Why Financial Decisions Feel Harder as Your Business Scales
“Why do decisions suddenly feel so heavy?”
There’s a moment many founders hit that nobody really talks about.
On the surface, things look good.
The business has grown. Revenue is healthy. There’s a team in place.
And yet… financial decisions start to feel heavier.
It’s unsettling, because by this point, you’re not new to business. You’re capable, intelligent, and deeply invested. You’ve built something real. You’ve proven your business can work. So when financial questions begin to create hesitation instead of confidence, it’s easy to think:
“I should be able to make sense of this.”
The problem founders quietly wrestle with is having numbers but not feeling confident making decisions from them.
Why this problem exists: how financial complexity creeps in
What catches many founders out is that being intelligent doesn’t protect you from financial confusion. In some cases, it actively makes it worse.
Because when answers don’t line up, smart people don’t ignore the problem. They try harder.
More spreadsheets.
More detail.
More analysis.
And yet the clarity they’re looking for never quite arrives.
In the early stages of running a business, finances are relatively simple. There are fewer moving parts, fewer people, fewer trade‑offs. Basic management information is often enough to give reassurance.
But business growth introduces financial complexity very quickly:
- More clients mean more variation
- More staff means higher cost commitment
- More opportunity means more decisions with real consequences
The problem is that financial confidence often lags behind business growth.
You’re being asked to make bigger calls - hiring, pricing, investment, timing - using financial information that no longer fully supports those decisions.
That disconnect creates uncertainty.
Not because anything is wrong, but because the business has outgrown the financial setup that once worked.
“I should understand this by now”
This is where many founders quietly start to doubt themselves.

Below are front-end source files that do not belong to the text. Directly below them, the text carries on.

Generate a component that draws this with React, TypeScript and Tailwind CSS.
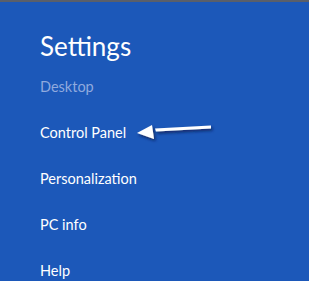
import React from "react";

const items = ["Control Panel", "Personalization", "PC info", "Help"];

const Arrow: React.FC = () => (
  <svg
    className="absolute left-[130px] top-[114px]"
    width="90"
    height="32"
    viewBox="0 0 90 32"
  >
    <defs>
      <filter id="sh" x="-20%" y="-50%" width="140%" height="200%">
        <feDropShadow dx="1.5" dy="2" stdDeviation="1.5" floodColor="#0a1f4a" floodOpacity="0.8" />
      </filter>
    </defs>
    <g filter="url(#sh)" fill="#ffffff">
      <path d="M81 9.5 L81 12.5 L26 15.5 L25 12.5 Z" />
      <path d="M7 17 L22 9 L24 23 Z" />
    </g>
  </svg>
);

const App: React.FC = () => {
  return (
    <div
      className="relative w-[309px] h-[281px] overflow-hidden bg-[#1c58b9] border-t-2 border-[#5a5f6a]"
      style={{ fontFamily: 'Lato, "Noto Sans", sans-serif' }}
    >
      <div className="flex flex-col pl-10 pt-[27px]">
        <h1 className="text-[26px] leading-[34px] text-white font-normal">Settings</h1>
        <div className="mt-[14px] text-[14.5px] leading-5 text-[#90aade]">Desktop</div>
        {items.map((item) => (
          <div key={item} className="mt-[26px] text-[14.5px] leading-5 text-white">
            {item}
          </div>
        ))}
      </div>
      <Arrow />
    </div>
  );
};

export default App;
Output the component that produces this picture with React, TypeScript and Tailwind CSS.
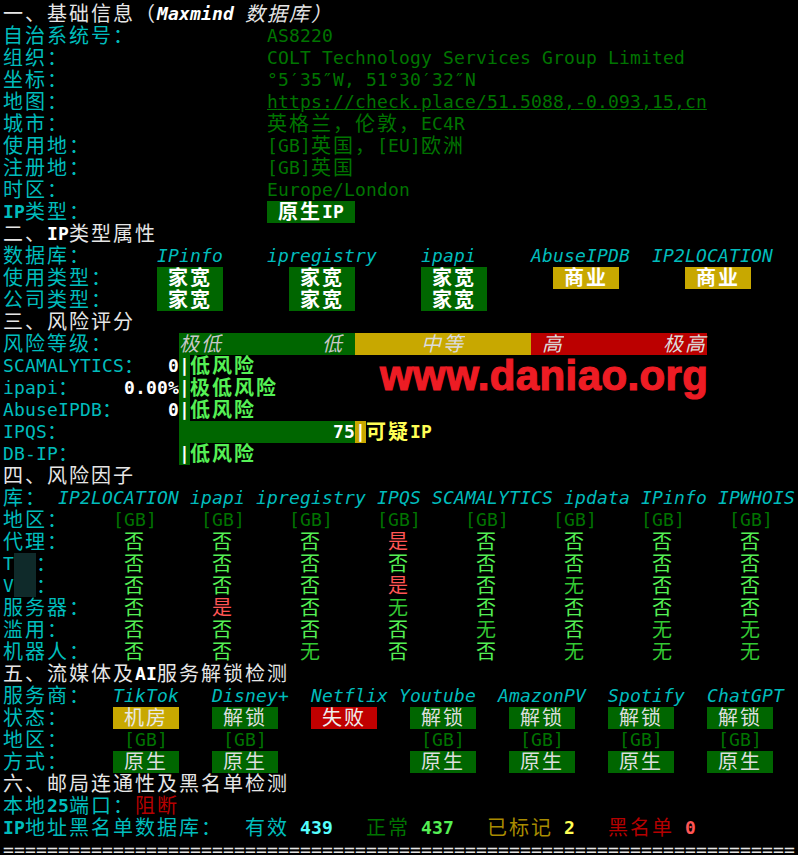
import React from 'react';

// terminal cell grid: 11px per narrow cell, 22px per wide (CJK) cell, 22px rows
const S: Record<string, string> = {
  w: 'text-[#e6e6e6]',
  wi: 'text-[#e6e6e6] italic',
  wb: 'text-white font-bold',
  wbi: 'text-white font-bold italic',
  c: 'text-[#00bcbc]',
  cb: 'text-[#00bcbc] font-bold',
  ci: 'text-[#00bcbc] italic',
  g: 'text-[#007400]',
  gu: 'text-[#007400] underline',
  G: 'text-[#55f055]',
  Gb: 'text-[#55f055] font-bold',
  n: 'text-[#33c833]',
  R: 'text-[#ff5555]',
  Rb: 'text-[#ff5555] font-bold',
  Cb: 'text-[#55ffff] font-bold',
  Yb: 'text-[#ffff55] font-bold',
  y: 'text-[#a88c00]',
  r: 'text-[#b40000]',
  boxG: 'bg-[#006600] text-white font-bold',
  boxY: 'bg-[#c8a800] text-white font-bold',
  bxG: 'bg-[#006600] text-[#dedede]',
  bxY: 'bg-[#c8a800] text-[#e8e8e8]',
  bxR: 'bg-[#c00000] text-[#eeeeee]',
  barG: 'bg-[#006600] text-[#c8c8c8] italic',
  barY: 'bg-[#c8a800] text-[#dcdcdc] italic',
  barR: 'bg-[#bb0000] text-[#dcdcdc] italic',
  pipeG: 'bg-[#006600] text-white font-bold',
  pipeY: 'bg-[#c8a800] text-white font-bold',
  hide: 'bg-[#0f2a2a]',
};

type Seg = [number, string, string];

const isWide = (ch: string) => (ch.codePointAt(0) ?? 0) >= 0x2e80;
const width = (t: string) => Array.from(t).reduce((n, ch) => n + (isWide(ch) ? 2 : 1), 0);

const cols8 = (start: number, step: number, vals: [string, string][]): Seg[] =>
  vals.map(([t, s], i) => [start + i * step, t, s] as Seg);

const factor = (label: string, vals: string) =>
  [
    [0, label, 'c'] as Seg,
    ...cols8(
      11,
      8,
      Array.from(vals).map((v) => [v, v === '否' ? 'G' : v === '是' ? 'R' : 'n'] as [string, string])
    ),
  ];

const rows: Seg[][] = [
  [[0, '一、基础信息（', 'w'], [14, 'Maxmind', 'wbi'], [21, ' 数据库）', 'wi']],
  [[0, '自治系统号：', 'c'], [24, 'AS8220', 'g']],
  [[0, '组织：', 'c'], [24, 'COLT Technology Services Group Limited', 'g']],
  [[0, '坐标：', 'c'], [24, '°5′35″W, 51°30′32″N', 'g']],
  [[0, '地图：', 'c'], [24, 'https://check.place/51.5088,-0.093,15,cn', 'gu']],
  [[0, '城市：', 'c'], [24, '英格兰，伦敦，EC4R', 'g']],
  [[0, '使用地：', 'c'], [24, '[GB]英国，[EU]欧洲', 'g']],
  [[0, '注册地：', 'c'], [24, '[GB]英国', 'g']],
  [[0, '时区：', 'c'], [24, 'Europe/London', 'g']],
  [[0, 'IP', 'cb'], [2, '类型：', 'c'], [24, ' 原生IP ', 'boxG']],
  [[0, '二、', 'w'], [4, 'IP', 'wb'], [6, '类型属性', 'w']],
  [
    [0, '数据库：', 'c'],
    [14, 'IPinfo', 'ci'],
    [24, 'ipregistry', 'ci'],
    [38, 'ipapi', 'ci'],
    [48, 'AbuseIPDB', 'ci'],
    [59, 'IP2LOCATION', 'ci'],
  ],
  [
    [0, '使用类型：', 'c'],
    [14, ' 家宽 ', 'boxG'],
    [26, ' 家宽 ', 'boxG'],
    [38, ' 家宽 ', 'boxG'],
    [50, ' 商业 ', 'boxY'],
    [62, ' 商业 ', 'boxY'],
  ],
  [[0, '公司类型：', 'c'], [14, ' 家宽 ', 'boxG'], [26, ' 家宽 ', 'boxG'], [38, ' 家宽 ', 'boxG']],
  [[0, '三、风险评分', 'w']],
  [
    [0, '风险等级：', 'c'],
    [16, '极低         低 ', 'barG'],
    [32, '      中等      ', 'barY'],
    [48, ' 高         极高', 'barR'],
  ],
  [[0, 'SCAMALYTICS：', 'c'], [15, '0', 'wb'], [16, '|', 'pipeG'], [17, '低风险', 'Gb']],
  [[0, 'ipapi：', 'c'], [11, '0.00%', 'wb'], [16, '|', 'pipeG'], [17, '极低风险', 'Gb']],
  [[0, 'AbuseIPDB：', 'c'], [15, '0', 'wb'], [16, '|', 'pipeG'], [17, '低风险', 'Gb']],
  [[0, 'IPQS：', 'c'], [16, '              75', 'pipeG'], [32, '|', 'pipeY'], [33, '可疑IP', 'Yb']],
  [[0, 'DB-IP：', 'c'], [16, '|', 'pipeG'], [17, '低风险', 'Gb']],
  [[0, '四、风险因子', 'w']],
  [[0, '库：', 'c'], [5, 'IP2LOCATION ipapi ipregistry IPQS SCAMALYTICS ipdata IPinfo IPWHOIS', 'ci']],
  [[0, '地区：', 'c'], ...cols8(10, 8, Array(8).fill(['[GB]', 'g']))],
  factor('代理：', '否否否是否否否否'),
  [[0, 'T', 'c'], [1, '  ', 'hide'], [3, '：', 'c'], ...factor('', '否否否否否否否否').slice(1)],
  [[0, 'V', 'c'], [1, '  ', 'hide'], [3, '：', 'c'], ...factor('', '否否否是否无否否').slice(1)],
  factor('服务器：', '否是否无否否否否'),
  factor('滥用：', '否否否否无否无无'),
  factor('机器人：', '否否无否否无无无'),
  [[0, '五、流媒体及', 'w'], [12, 'AI', 'wb'], [14, '服务解锁检测', 'w']],
  [
    [0, '服务商：', 'c'],
    [10, 'TikTok', 'ci'],
    [19, 'Disney+', 'ci'],
    [28, 'Netflix', 'ci'],
    [36, 'Youtube', 'ci'],
    [45, 'AmazonPV', 'ci'],
    [55, 'Spotify', 'ci'],
    [64, 'ChatGPT', 'ci'],
  ],
  [
    [0, '状态：', 'c'],
    [10, ' 机房 ', 'bxY'],
    [19, ' 解锁 ', 'bxG'],
    [28, ' 失败 ', 'bxR'],
    [37, ' 解锁 ', 'bxG'],
    [46, ' 解锁 ', 'bxG'],
    [55, ' 解锁 ', 'bxG'],
    [64, ' 解锁 ', 'bxG'],
  ],
  [
    [0, '地区：', 'c'],
    [11, '[GB]', 'g'],
    [20, '[GB]', 'g'],
    [38, '[GB]', 'g'],
    [47, '[GB]', 'g'],
    [56, '[GB]', 'g'],
    [65, '[GB]', 'g'],
  ],
  [
    [0, '方式：', 'c'],
    [10, ' 原生 ', 'bxG'],
    [19, ' 原生 ', 'bxG'],
    [37, ' 原生 ', 'bxG'],
    [46, ' 原生 ', 'bxG'],
    [55, ' 原生 ', 'bxG'],
    [64, ' 原生 ', 'bxG'],
  ],
  [[0, '六、邮局连通性及黑名单检测', 'w']],
  [[0, '本地', 'c'], [4, '25', 'cb'], [6, '端口：', 'c'], [12, '阻断', 'r']],
  [
    [0, 'IP', 'cb'],
    [2, '地址黑名单数据库：', 'c'],
    [22, '有效', 'c'],
    [27, '439', 'Cb'],
    [33, '正常', 'g'],
    [38, '437', 'Gb'],
    [44, '已标记', 'y'],
    [51, '2', 'Yb'],
    [55, '黑名单', 'r'],
    [62, '0', 'Rb'],
  ],
  [[0, '='.repeat(72), 'w']],
];

function Row({ segs }: { segs: Seg[] }) {
  const out: React.ReactNode[] = [];
  let col = 0;
  segs.forEach(([at, text, style], si) => {
    if (at > col) {
      out.push(<span key={`g${si}`} className="shrink-0" style={{ width: (at - col) * 11 }} />);
      col = at;
    }
    Array.from(text).forEach((ch, i) => {
      const wide = isWide(ch);
      out.push(
        <span
          key={`${si}-${i}`}
          className={`${wide ? 'w-[22px] text-[20px]' : 'w-[11px]'} shrink-0 overflow-visible ${S[style]}`}
        >
          {ch === ' ' ? '\u00a0' : ch}
        </span>
      );
    });
    col += width(text);
  });
  return <div className="flex h-[22px] leading-[22px] whitespace-pre">{out}</div>;
}

export default function App() {
  return (
    <div className="relative h-[855px] w-[798px] overflow-hidden bg-black pl-[3px] pt-[3px] font-['DejaVu_Sans_Mono','Noto_Sans_CJK_SC',monospace] text-[18px]">
      {rows.map((segs, i) => (
        <Row key={i} segs={segs} />
      ))}

      {/* watermark */}
      <div className="absolute left-[380px] top-[355px] font-['Liberation_Sans',Arial,sans-serif] text-[42px] font-bold leading-[42px] tracking-[0.4px] text-[#ed1c24] [-webkit-text-stroke:1.2px_#ed1c24]">
        www.daniao.org
      </div>
    </div>
  );
}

They review the financial reports, hear the explanations, and still feel unsure. And because they’re intelligent, educated and capable, the assumption becomes:
“This must be a me problem.”
It isn’t.
At this stage, founders usually have plenty of financial data. The issue is that the information isn’t being shaped into something that helps them think clearly or make confident business decisions.
Understanding numbers at a technical level is not the same as trusting your financial information enough to act on it.
Trust is the missing piece.
What actually helps: shifting from detail to understanding
One of the most common traps founders fall into is believing the answer must be in more detail.
So they ask for:
- deeper breakdowns
- more reports
- more reconciliation
And end up buried deeper in the numbers.
Instead of clarity, they get:
- multiple versions of the truth
- reasonable explanations that don’t quite reassure
- a growing sense that something still isn’t fully understood
What you really want isn’t more data, it’s to understand the story the numbers are telling you.
That means:
- stepping back to see how everything fits together
- identifying the key drivers behind the numbers
- asking “why?” until the explanation actually makes sense
When the financial picture doesn’t line up cleanly in your mind, your instincts quite sensibly slow things down.
That’s not weakness….It’s intelligent risk management.
Conclusion: the shift founders don’t realise they need
Financial confusion rarely shows up as panic.
It shows up as delayed decisions, second‑guessing, mental load that never quite switches off, and leadership feeling heavier than it should.
Founders often sit in this space far longer than they need to, trying to be “more disciplined” or “focus harder”. But the real issue is that the numbers aren’t yet doing the job they’re needed for.
Good financial information should reduce cognitive load, not add to it.
The turning point for many founders isn’t better data, it’s better interpretation.
Moving from:
- reports → meaning
- data → cause and effect
- numbers → decisions
When that shift happens, decisions feel calmer. Leadership feels lighter. Progress feels intentional rather than tentative.
Not because the business has become simple, but because the financial picture finally makes sense.
And that’s what capable founders are really seeking at this stage: not more information, but clarity they can trust enough to act on.